No doubt there are more syntactic differences here between +QI and -QI.
In any case, treating -QF and +QF as separate (and incompatible) constructions, and similarly for -QI and +QI, while allowing the compatible constructions to combine freely, gets the syntactic forms right and gets their association with truth-functional semantics right (I think), but it provides no place to “hook” stylistic differences to — and types 3 and 4, in particular, are quite different in this respect.
What I suggested in a paper some time ago is that sometimes combinations of constructions can have lives of their own: they are composites, with discourse-structural, stylistic, or sociolinguistic values of their own, sometimes with semantics not entirely predictable from that associated with the combining constructions, and often with syntactic peculiarities of their own. (Similar moves are made in other flavors of “construction grammar”.) So, on this view, type 3 is a composite of -QF (the default ordering of A, B, and C — a special case of the default ordering of subject, verb, and direct object) and +QI, the combination being associated with one set of values, and type 4 is a composite of +QF and +QI, with the combination associated with a different set of values.

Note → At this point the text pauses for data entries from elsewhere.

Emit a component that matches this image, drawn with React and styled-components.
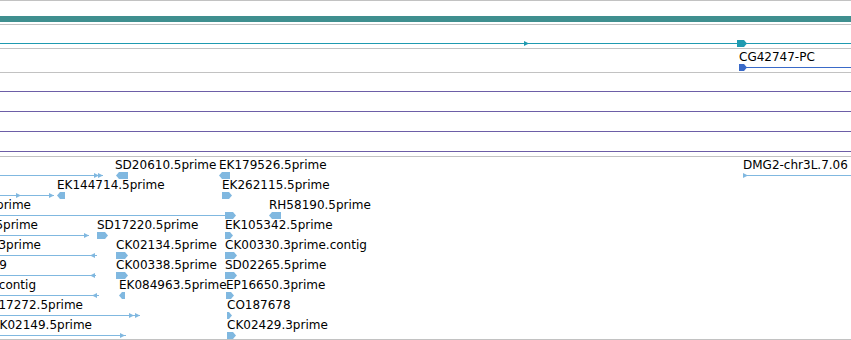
import * as React from "react";
import styled, { createGlobalStyle } from "styled-components";

const GlobalStyle = createGlobalStyle`
  html, body {
    margin: 0;
    padding: 0;
    background: #fff;
    overflow: hidden;
  }
  body {
    font-family: "DejaVu Sans", Verdana, sans-serif;
  }
`;

const GRAY = "#c2c2c2";
const TEAL_BAR = "#3f8f8f";
const TEAL = "#1f9ab0";
const BLUE = "#3a6ac8";
const LIGHT = "#80b8e0";
const PURPLE = "#6d5ea7";

const Browser = styled.div`
  width: 851px;
  height: 340px;
  display: flex;
  flex-direction: column;
  border-top: 1px solid ${GRAY};
  box-sizing: border-box;
  overflow: hidden;
`;

const Track = styled.div`
  position: relative;
  box-sizing: border-box;
  height: ${(p) => p.$height}px;
  flex: none;
  border-bottom: 1px solid ${GRAY};
  overflow: hidden;
  display: flex;
  flex-direction: column;
  padding-top: ${(p) => p.$pad || 0}px;
  gap: ${(p) => p.$gap || 0}px;
`;

const Bar = styled.div`
  height: 6px;
  flex: none;
  background: ${TEAL_BAR};
`;

const Rule = styled.div`
  height: 1px;
  flex: none;
  background: ${(p) => p.$color};
`;

const Line = styled.div`
  position: absolute;
  top: ${(p) => p.$y}px;
  left: ${(p) => p.$x1}px;
  width: ${(p) => p.$x2 - p.$x1}px;
  height: 1px;
  background: ${(p) => p.$color};
`;

const Glyph = styled.svg`
  position: absolute;
  top: ${(p) => p.$top}px;
  left: ${(p) => p.$left}px;
  display: block;
  overflow: visible;
`;

const Label = styled.span`
  position: absolute;
  top: ${(p) => p.$y}px;
  left: ${(p) => p.$x}px;
  transform: ${(p) => (p.$end ? "translateX(-100%)" : "none")};
  font-family: "DejaVu Sans", Verdana, sans-serif;
  font-size: 12px;
  line-height: 14px;
  color: #000;
  white-space: nowrap;
`;

function Head({ x, y, dir, color }) {
  const pts = dir === "r" ? "0,0 5,2.5 0,5" : "5,0 0,2.5 5,5";
  return (
    <Glyph $left={x} $top={y - 2} width={5} height={5}>
      <polygon points={pts} fill={color} />
    </Glyph>
  );
}

function Block({ x, y, w, dir, color }) {
  const pts =
    dir === "r"
      ? `0,0 ${w - 3},0 ${w},3.5 ${w - 3},7 0,7`
      : `3,0 ${w},0 ${w},7 3,7 0,3.5`;
  return (
    <Glyph $left={x} $top={y - 3} width={w} height={7}>
      <polygon points={pts} fill={color} />
    </Glyph>
  );
}

function Feature({ item, y, color }) {
  switch (item.t) {
    case "line":
      return <Line $x1={item.x1} $x2={item.x2} $y={y} $color={color} />;
    case "head":
      return <Head x={item.x} y={y} dir={item.dir} color={color} />;
    case "block":
      return <Block x={item.x} y={y} w={item.w} dir={item.dir} color={color} />;
    case "label":
      return (
        <Label $x={item.x} $y={y - 17} $end={item.end}>
          {item.text}
        </Label>
      );
    default:
      return null;
  }
}

const estRows = [
  [
    { t: "line", x1: 0, x2: 103 },
    { t: "head", x: 94, dir: "r" },
    { t: "head", x: 98, dir: "r" },
    { t: "label", x: 115, text: "SD20610.5prime" },
    { t: "block", x: 116, w: 12, dir: "l" },
    { t: "label", x: 219, text: "EK179526.5prime" },
    { t: "block", x: 219, w: 11, dir: "l" },
    { t: "label", x: 743, text: "DMG2-chr3L.7.06" },
    { t: "line", x1: 743, x2: 851 },
    { t: "head", x: 743, dir: "r" },
  ],
  [
    { t: "line", x1: 0, x2: 54 },
    { t: "head", x: 16, dir: "r" },
    { t: "head", x: 49, dir: "r" },
    { t: "label", x: 57, text: "EK144714.5prime" },
    { t: "block", x: 57, w: 8, dir: "l" },
    { t: "label", x: 222, text: "EK262115.5prime" },
    { t: "block", x: 222, w: 10, dir: "r" },
  ],
  [
    { t: "label", x: 31, end: true, text: "LD21391.5prime" },
    { t: "line", x1: 0, x2: 226 },
    { t: "block", x: 225, w: 11, dir: "r" },
    { t: "label", x: 269, text: "RH58190.5prime" },
    { t: "block", x: 269, w: 12, dir: "l" },
  ],
  [
    { t: "label", x: 38, end: true, text: "GH07465.5prime" },
    { t: "line", x1: 0, x2: 89 },
    { t: "head", x: 84, dir: "r" },
    { t: "label", x: 97, text: "SD17220.5prime" },
    { t: "block", x: 97, w: 11, dir: "r" },
    { t: "label", x: 225, text: "EK105342.5prime" },
    { t: "block", x: 225, w: 8, dir: "r" },
  ],
  [
    { t: "label", x: 41, end: true, text: "CK01803.3prime" },
    { t: "line", x1: 0, x2: 97 },
    { t: "head", x: 90, dir: "l" },
    { t: "label", x: 116, text: "CK02134.5prime" },
    { t: "block", x: 116, w: 12, dir: "r" },
    { t: "label", x: 225, text: "CK00330.3prime.contig" },
    { t: "block", x: 225, w: 12, dir: "r" },
  ],
  [
    { t: "label", x: 7, end: true, text: "CO181729" },
    { t: "line", x1: 0, x2: 96 },
    { t: "head", x: 90, dir: "l" },
    { t: "label", x: 116, text: "CK00338.5prime" },
    { t: "block", x: 116, w: 12, dir: "r" },
    { t: "label", x: 225, text: "SD02265.5prime" },
    { t: "block", x: 225, w: 12, dir: "r" },
  ],
  [
    { t: "label", x: 36, end: true, text: "CK00417.3prime contig" },
    { t: "line", x1: 0, x2: 99 },
    { t: "head", x: 92, dir: "l" },
    { t: "label", x: 119, text: "EK084963.5prime" },
    { t: "block", x: 119, w: 6, dir: "l" },
    { t: "label", x: 226, text: "EP16650.3prime" },
    { t: "block", x: 226, w: 8, dir: "r" },
  ],
  [
    { t: "label", x: 83, end: true, text: "SD17272.5prime" },
    { t: "line", x1: 0, x2: 140 },
    { t: "head", x: 129, dir: "r" },
    { t: "head", x: 135, dir: "r" },
    { t: "label", x: 227, text: "CO187678" },
    { t: "block", x: 227, w: 5, dir: "r" },
  ],
  [
    { t: "label", x: 92, end: true, text: "CK02149.5prime" },
    { t: "line", x1: 0, x2: 126 },
    { t: "head", x: 120, dir: "r" },
    { t: "label", x: 227, text: "CK02429.3prime" },
    { t: "block", x: 227, w: 9, dir: "r" },
  ],
];

const geneItems = [
  { t: "line", x1: 0, x2: 851 },
  { t: "head", x: 524, dir: "r" },
  { t: "block", x: 737, w: 10, dir: "r" },
];

const transcriptItems = [
  { t: "label", x: 739, text: "CG42747-PC" },
  { t: "line", x1: 739, x2: 851 },
  { t: "block", x: 739, w: 8, dir: "r" },
];

export default function App() {
  return (
    <>
      <GlobalStyle />
      <Browser>
        <Track $height={24} $pad={15}>
          <Bar />
        </Track>
        <Track $height={24}>
          {geneItems.map((it, i) => (
            <Feature key={i} item={it} y={18} color={TEAL} />
          ))}
        </Track>
        <Track $height={24}>
          {transcriptItems.map((it, i) => (
            <Feature key={i} item={it} y={18} color={BLUE} />
          ))}
        </Track>
        <Track $height={84} $pad={18} $gap={19}>
          {[0, 1, 2, 3].map((i) => (
            <Rule key={i} $color={PURPLE} />
          ))}
        </Track>
        <Track $height={183}>
          {estRows.map((row, r) =>
            row.map((it, i) => (
              <Feature
                key={`${r}-${i}`}
                item={it}
                y={18 + r * 20}
                color={LIGHT}
              />
            ))
          )}
        </Track>
      </Browser>
    </>
  );
}
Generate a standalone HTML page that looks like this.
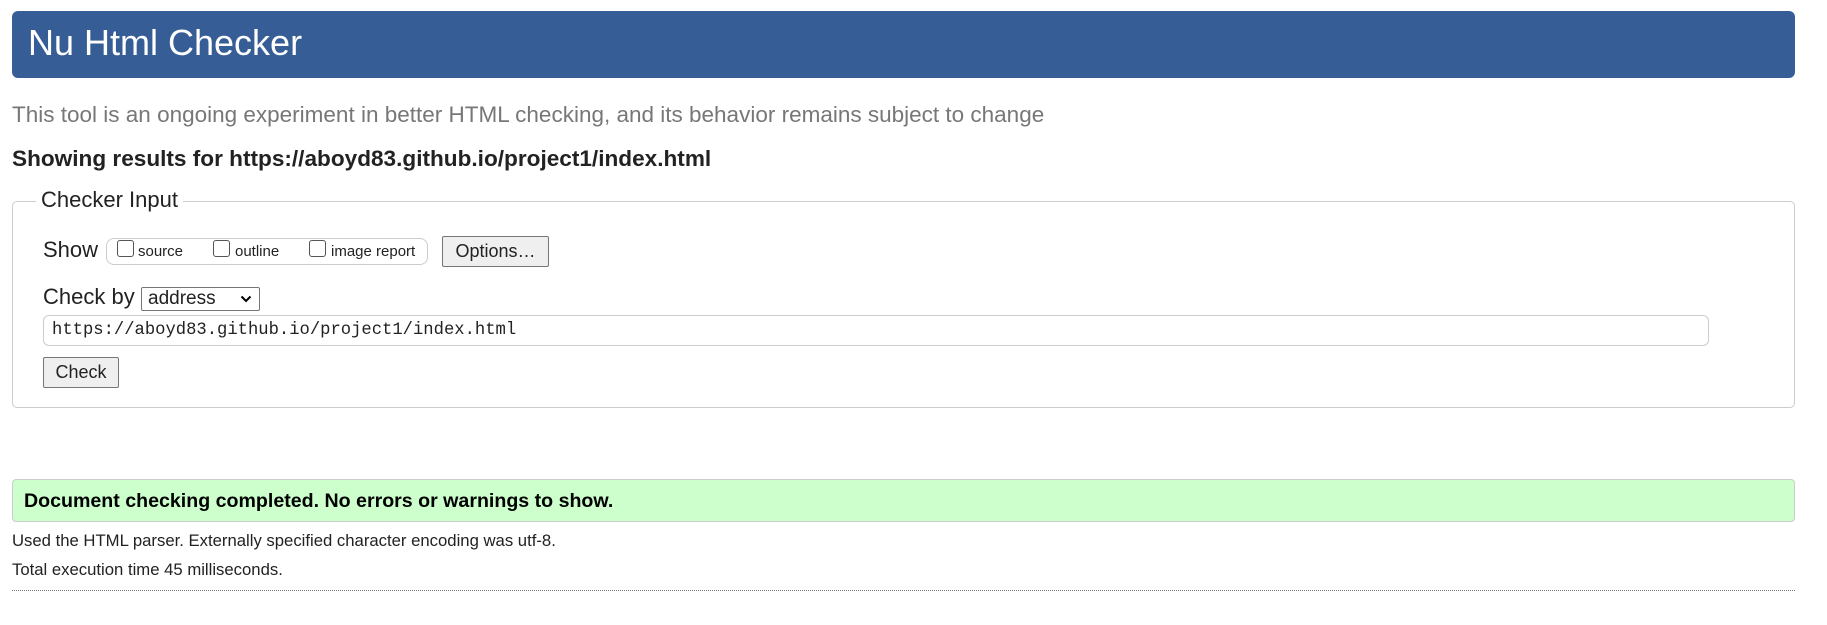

Such a view allows us to say that “the same” construction can have a variety uses. For instance, Subject-Auxiliary Inversion (exhibiting the order of auxiliary verb, subject, and complement of the auxiliary) is “used” in a large number of other constructions; the semantics is that of Subject-Predicate Clause, plus whatever semantics is contributed by each of the constructions that use SAI: several types of main-clause questions, several types of frontings (obligatorily with fronted negatives, so/such-phrases, and some others, optionally with certain fronted comparatives, etc.). There are extensive inventories of these SAI uses, along with accounts of the specific semantics associated with the uses and of the way they signal information structure and values of various sorts.